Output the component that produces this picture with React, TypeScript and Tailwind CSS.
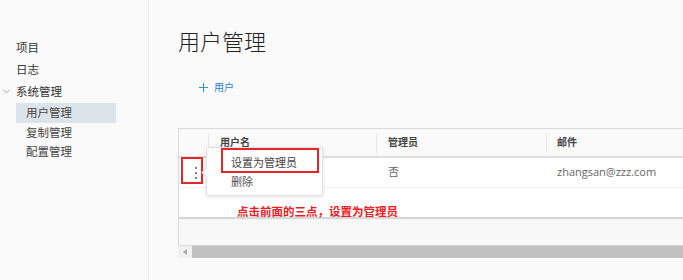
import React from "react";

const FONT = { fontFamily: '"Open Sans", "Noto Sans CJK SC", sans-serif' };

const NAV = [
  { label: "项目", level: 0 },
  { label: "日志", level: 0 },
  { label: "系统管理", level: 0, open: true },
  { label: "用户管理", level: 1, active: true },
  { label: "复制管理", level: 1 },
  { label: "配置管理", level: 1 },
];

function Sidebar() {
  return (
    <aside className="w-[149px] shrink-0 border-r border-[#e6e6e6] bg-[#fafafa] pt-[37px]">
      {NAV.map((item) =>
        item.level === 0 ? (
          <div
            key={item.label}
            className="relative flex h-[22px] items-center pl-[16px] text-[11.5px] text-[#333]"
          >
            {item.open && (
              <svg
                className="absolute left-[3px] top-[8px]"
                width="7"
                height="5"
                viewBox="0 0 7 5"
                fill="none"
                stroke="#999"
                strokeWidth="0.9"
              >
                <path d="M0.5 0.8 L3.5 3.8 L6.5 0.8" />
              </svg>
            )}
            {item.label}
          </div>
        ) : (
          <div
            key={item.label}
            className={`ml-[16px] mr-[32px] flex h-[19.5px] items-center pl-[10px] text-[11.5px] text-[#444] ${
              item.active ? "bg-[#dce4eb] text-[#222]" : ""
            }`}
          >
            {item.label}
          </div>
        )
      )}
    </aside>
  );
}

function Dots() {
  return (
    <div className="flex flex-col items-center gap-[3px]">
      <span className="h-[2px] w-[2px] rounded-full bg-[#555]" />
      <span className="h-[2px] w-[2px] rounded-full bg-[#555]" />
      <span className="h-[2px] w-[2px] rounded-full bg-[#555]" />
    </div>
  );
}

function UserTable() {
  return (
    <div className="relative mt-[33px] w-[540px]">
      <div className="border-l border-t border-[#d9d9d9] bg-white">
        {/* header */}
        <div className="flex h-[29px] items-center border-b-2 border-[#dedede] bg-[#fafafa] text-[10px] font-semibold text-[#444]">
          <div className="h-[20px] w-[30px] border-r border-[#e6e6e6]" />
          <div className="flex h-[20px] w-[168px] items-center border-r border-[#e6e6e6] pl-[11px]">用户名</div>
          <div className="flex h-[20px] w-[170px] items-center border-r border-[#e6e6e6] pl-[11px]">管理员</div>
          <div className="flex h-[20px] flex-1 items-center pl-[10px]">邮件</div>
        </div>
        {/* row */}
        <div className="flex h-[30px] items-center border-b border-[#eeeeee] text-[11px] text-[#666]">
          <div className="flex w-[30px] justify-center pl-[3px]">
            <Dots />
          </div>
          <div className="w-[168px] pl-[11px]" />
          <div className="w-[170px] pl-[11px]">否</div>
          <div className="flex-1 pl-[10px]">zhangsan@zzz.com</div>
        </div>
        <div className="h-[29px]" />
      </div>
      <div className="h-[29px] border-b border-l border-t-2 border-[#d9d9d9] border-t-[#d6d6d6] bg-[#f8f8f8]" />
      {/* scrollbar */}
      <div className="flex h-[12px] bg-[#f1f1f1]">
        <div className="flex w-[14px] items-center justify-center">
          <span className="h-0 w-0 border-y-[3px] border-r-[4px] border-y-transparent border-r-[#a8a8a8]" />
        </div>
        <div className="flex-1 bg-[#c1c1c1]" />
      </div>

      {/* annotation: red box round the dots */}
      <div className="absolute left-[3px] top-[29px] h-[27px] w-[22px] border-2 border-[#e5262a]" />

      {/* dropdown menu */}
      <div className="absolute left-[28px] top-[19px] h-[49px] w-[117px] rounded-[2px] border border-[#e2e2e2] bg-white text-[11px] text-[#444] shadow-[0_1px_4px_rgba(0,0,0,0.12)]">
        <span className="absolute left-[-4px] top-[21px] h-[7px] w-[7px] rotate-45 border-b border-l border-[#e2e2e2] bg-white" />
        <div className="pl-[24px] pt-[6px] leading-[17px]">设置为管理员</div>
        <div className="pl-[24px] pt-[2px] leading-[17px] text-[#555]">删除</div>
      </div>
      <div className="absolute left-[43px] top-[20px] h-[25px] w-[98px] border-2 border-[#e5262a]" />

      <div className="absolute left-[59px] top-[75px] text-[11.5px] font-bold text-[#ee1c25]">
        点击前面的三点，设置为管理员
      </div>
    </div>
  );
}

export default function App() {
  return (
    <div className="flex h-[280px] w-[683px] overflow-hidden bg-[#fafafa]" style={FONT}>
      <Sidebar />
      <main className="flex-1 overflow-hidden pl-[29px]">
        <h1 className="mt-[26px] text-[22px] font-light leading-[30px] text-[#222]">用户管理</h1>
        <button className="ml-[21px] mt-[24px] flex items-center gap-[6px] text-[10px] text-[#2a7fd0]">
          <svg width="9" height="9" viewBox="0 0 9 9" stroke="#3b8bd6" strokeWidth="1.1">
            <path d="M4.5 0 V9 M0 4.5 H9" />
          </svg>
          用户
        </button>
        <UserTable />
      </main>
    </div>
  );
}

* * * * * * * * *

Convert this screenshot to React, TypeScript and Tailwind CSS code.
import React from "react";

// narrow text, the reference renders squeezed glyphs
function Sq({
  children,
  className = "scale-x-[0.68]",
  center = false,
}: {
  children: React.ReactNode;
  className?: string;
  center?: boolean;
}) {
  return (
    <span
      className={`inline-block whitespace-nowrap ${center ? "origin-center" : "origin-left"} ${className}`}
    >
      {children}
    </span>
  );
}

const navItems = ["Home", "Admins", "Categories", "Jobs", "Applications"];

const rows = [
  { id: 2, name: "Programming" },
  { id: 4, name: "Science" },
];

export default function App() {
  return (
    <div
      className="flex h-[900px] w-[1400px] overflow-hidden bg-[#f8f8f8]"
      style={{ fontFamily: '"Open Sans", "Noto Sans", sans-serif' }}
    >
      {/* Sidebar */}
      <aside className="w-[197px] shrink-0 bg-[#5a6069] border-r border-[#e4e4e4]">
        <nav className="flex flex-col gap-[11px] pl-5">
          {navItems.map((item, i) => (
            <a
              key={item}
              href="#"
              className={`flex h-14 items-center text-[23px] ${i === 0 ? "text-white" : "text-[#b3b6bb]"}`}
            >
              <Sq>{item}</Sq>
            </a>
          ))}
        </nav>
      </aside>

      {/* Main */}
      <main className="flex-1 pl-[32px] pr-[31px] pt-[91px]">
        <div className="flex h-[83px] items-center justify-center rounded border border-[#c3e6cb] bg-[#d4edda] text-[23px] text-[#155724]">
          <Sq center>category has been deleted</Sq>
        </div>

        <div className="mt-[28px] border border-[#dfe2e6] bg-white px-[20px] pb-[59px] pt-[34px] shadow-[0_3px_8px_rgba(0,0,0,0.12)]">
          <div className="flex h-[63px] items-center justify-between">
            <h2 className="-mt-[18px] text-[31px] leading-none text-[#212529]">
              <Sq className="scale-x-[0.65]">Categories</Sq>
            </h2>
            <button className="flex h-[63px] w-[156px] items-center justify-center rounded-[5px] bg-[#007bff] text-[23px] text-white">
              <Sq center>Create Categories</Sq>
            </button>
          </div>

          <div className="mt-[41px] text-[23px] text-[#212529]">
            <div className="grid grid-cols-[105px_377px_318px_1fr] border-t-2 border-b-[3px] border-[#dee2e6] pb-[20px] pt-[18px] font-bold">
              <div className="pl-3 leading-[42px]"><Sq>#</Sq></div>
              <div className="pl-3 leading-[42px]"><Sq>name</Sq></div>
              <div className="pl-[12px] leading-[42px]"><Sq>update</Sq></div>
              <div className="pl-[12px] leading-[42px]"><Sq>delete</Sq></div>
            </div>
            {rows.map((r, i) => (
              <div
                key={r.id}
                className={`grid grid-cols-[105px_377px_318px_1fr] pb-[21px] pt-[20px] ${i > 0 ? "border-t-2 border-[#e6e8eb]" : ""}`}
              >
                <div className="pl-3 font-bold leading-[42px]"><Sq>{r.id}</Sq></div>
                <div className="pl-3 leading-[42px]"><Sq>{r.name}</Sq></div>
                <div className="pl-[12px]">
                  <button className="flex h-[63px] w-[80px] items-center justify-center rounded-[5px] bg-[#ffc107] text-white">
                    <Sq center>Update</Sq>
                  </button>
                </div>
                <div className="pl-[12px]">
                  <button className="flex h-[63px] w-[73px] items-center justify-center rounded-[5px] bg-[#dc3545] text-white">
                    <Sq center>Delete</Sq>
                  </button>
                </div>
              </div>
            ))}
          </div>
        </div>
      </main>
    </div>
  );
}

* * * * * * * * *

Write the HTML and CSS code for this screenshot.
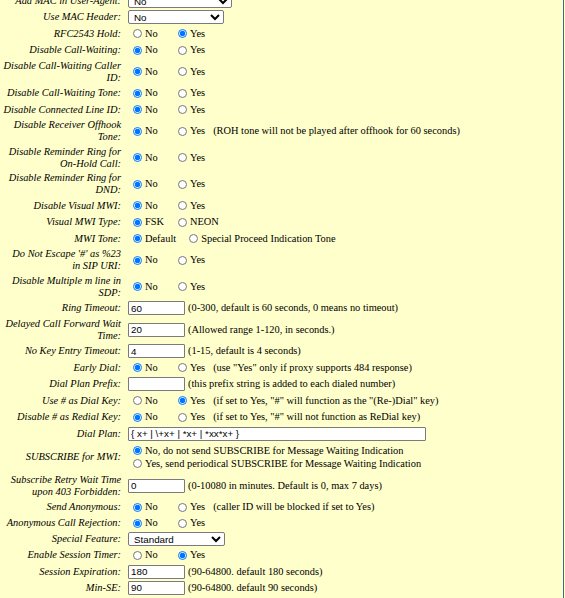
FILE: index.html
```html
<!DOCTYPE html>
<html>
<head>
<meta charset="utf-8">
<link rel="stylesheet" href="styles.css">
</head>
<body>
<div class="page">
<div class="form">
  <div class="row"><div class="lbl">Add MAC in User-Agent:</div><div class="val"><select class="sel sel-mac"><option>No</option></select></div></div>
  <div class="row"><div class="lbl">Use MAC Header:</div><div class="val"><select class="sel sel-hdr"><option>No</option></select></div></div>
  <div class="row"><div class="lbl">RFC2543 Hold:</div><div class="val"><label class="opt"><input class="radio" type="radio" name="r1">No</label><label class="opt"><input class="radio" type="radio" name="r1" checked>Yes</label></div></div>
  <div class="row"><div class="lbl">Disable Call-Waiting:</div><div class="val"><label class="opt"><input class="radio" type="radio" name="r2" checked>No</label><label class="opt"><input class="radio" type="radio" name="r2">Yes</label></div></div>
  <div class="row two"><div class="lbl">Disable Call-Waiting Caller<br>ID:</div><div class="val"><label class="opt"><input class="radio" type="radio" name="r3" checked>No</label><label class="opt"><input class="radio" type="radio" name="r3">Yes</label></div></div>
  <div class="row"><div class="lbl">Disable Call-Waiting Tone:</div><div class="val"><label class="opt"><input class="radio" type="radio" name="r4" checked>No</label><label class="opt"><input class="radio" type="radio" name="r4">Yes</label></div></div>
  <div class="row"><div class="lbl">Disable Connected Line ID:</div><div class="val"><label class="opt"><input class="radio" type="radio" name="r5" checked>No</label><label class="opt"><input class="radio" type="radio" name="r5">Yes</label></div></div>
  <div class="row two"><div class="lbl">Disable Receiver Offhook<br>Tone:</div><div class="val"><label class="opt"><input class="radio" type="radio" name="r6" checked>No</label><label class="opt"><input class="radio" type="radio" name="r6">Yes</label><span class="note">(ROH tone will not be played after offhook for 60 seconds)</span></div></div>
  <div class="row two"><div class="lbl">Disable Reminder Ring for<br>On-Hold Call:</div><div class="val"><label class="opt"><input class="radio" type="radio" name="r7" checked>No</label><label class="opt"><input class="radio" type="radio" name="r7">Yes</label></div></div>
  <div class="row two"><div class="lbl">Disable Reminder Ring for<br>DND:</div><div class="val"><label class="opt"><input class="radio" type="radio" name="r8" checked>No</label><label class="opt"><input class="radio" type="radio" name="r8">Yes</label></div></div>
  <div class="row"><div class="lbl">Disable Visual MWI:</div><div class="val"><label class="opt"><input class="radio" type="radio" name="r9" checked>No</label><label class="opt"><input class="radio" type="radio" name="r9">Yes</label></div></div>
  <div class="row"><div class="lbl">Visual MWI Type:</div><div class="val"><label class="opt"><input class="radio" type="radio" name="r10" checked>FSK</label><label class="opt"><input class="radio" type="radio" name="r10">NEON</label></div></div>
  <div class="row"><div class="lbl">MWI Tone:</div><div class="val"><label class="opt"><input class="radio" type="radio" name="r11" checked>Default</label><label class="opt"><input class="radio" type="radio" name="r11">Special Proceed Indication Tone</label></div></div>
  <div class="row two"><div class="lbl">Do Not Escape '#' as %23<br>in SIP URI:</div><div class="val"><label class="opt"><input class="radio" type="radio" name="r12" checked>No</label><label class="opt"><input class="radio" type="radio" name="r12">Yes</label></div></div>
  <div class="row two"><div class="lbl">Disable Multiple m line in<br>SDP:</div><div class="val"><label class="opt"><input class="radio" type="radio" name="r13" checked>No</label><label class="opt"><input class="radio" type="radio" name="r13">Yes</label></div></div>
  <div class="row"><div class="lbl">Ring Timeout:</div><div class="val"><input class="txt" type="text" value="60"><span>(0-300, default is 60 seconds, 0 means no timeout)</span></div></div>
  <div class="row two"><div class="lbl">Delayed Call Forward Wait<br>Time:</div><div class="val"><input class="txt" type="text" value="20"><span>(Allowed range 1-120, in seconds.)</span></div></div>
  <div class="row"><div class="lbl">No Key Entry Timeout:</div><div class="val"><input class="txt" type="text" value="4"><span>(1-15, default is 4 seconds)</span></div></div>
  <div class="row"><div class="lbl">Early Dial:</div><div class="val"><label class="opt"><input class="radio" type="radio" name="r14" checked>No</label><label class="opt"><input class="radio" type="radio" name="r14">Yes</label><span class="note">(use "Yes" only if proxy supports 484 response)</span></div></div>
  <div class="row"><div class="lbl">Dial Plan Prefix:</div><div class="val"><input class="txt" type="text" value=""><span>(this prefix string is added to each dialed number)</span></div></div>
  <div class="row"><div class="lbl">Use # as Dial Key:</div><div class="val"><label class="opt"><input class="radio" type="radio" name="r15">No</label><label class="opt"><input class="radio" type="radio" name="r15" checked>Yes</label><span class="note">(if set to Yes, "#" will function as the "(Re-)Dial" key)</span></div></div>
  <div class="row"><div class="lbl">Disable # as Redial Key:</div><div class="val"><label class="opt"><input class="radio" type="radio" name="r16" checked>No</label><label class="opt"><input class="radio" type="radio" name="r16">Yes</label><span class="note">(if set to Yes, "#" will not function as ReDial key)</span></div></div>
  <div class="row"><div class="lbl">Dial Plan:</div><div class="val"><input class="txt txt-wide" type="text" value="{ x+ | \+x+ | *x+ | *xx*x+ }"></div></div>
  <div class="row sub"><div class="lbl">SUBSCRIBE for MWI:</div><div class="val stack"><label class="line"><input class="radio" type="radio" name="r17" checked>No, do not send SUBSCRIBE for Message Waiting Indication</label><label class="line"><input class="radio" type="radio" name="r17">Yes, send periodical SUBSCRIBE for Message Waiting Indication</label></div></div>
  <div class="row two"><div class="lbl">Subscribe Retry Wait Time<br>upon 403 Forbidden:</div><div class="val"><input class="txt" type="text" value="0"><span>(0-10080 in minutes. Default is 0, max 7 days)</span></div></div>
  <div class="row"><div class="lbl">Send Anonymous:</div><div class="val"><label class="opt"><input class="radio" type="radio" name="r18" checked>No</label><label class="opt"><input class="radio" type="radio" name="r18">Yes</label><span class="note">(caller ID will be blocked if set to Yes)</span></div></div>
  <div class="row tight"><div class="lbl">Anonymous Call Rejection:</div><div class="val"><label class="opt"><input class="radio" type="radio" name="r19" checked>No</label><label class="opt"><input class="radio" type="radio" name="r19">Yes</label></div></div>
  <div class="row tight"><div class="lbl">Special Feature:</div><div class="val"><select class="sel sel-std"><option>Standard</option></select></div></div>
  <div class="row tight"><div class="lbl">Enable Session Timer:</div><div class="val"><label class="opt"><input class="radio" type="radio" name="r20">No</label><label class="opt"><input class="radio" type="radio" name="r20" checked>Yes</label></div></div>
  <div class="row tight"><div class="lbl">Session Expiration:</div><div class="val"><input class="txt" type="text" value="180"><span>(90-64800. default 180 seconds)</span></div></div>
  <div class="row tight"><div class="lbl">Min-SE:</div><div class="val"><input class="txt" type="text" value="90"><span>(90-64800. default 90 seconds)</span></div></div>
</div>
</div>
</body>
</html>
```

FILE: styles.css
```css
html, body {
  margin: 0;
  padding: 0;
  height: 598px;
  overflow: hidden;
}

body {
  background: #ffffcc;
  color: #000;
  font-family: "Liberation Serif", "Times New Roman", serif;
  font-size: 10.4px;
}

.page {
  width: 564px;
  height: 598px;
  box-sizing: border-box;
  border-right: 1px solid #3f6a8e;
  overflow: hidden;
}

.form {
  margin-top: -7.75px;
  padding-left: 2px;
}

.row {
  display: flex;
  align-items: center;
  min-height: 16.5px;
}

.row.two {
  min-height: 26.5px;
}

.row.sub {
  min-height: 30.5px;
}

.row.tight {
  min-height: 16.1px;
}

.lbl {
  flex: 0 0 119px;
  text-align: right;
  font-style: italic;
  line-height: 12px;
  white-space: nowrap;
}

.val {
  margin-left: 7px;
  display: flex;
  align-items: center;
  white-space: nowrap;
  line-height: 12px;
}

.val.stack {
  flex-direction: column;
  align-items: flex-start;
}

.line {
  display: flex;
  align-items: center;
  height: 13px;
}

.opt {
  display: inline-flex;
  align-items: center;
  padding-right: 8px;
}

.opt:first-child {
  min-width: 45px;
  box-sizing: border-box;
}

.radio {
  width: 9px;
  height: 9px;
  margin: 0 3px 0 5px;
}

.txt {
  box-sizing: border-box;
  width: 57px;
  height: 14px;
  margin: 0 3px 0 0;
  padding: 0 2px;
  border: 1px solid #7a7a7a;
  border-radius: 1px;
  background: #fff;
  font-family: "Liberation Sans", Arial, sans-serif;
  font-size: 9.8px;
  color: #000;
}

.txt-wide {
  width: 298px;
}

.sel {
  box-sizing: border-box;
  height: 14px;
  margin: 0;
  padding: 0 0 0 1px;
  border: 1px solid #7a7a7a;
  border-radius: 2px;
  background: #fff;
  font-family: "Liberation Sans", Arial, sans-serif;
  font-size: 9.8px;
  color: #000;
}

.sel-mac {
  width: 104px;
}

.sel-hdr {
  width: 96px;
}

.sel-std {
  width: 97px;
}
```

* * * * * * * * *

## SET TASK
Copy each line above containing the string "React".

## COMPLETED TASK
Output the component that produces this picture with React, TypeScript and Tailwind CSS.
import React from "react";
Convert this screenshot to React, TypeScript and Tailwind CSS code.
import React from "react";
  children: React.ReactNode;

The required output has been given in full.